## The exercise
Search the material below for the string "this" and extract each line that has it.

## Input data
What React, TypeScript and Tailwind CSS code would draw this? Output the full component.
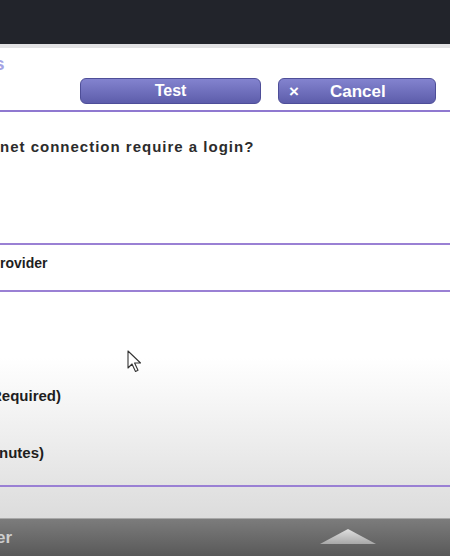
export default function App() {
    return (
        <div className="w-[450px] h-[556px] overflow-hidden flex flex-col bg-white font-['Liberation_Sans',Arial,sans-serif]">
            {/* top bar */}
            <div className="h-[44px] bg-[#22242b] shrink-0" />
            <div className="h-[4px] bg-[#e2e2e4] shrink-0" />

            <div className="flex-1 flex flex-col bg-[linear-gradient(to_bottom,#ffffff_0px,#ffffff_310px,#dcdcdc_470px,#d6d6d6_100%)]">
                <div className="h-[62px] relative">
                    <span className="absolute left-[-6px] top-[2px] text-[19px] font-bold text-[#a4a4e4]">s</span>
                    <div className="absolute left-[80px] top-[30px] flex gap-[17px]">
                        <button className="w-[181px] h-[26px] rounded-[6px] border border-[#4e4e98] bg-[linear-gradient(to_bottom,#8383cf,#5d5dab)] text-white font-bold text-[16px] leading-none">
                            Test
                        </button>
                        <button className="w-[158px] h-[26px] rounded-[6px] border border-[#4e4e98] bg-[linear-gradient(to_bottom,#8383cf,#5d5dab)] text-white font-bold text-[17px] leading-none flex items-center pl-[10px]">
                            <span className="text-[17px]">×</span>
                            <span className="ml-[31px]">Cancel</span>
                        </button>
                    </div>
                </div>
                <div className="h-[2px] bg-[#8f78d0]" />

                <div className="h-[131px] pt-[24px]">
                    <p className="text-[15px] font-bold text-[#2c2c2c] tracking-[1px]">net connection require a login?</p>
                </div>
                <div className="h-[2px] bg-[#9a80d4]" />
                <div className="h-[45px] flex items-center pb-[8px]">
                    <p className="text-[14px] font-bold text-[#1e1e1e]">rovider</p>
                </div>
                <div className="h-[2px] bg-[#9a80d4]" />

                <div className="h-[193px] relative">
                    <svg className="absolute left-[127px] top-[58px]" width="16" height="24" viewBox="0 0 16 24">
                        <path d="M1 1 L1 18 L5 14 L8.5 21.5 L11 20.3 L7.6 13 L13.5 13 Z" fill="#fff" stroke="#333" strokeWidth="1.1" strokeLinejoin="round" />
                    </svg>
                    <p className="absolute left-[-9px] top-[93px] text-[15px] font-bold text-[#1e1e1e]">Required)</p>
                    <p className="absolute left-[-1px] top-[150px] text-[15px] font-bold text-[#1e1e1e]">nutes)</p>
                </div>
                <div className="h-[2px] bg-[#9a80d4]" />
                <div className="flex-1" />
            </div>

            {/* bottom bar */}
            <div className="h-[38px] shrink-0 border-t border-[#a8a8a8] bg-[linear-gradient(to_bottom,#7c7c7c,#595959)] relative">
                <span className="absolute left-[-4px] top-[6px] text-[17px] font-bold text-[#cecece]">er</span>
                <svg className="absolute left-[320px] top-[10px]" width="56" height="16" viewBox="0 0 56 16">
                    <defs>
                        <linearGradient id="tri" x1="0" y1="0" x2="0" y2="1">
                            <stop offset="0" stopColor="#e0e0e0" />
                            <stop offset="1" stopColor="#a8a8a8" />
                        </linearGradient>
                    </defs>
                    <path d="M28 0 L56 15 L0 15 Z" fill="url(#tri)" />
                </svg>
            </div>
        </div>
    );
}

---

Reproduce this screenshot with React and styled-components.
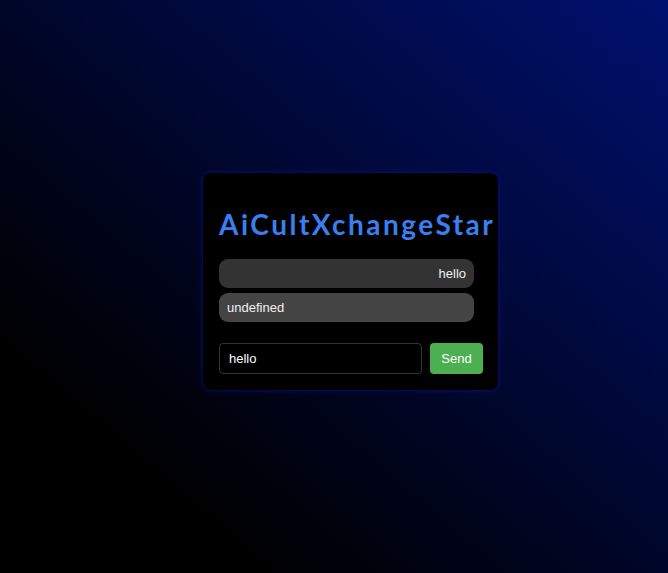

## Correct result
What React, TypeScript and Tailwind CSS code would draw this? Output the full component.
Reproduce this screenshot with React and styled-components.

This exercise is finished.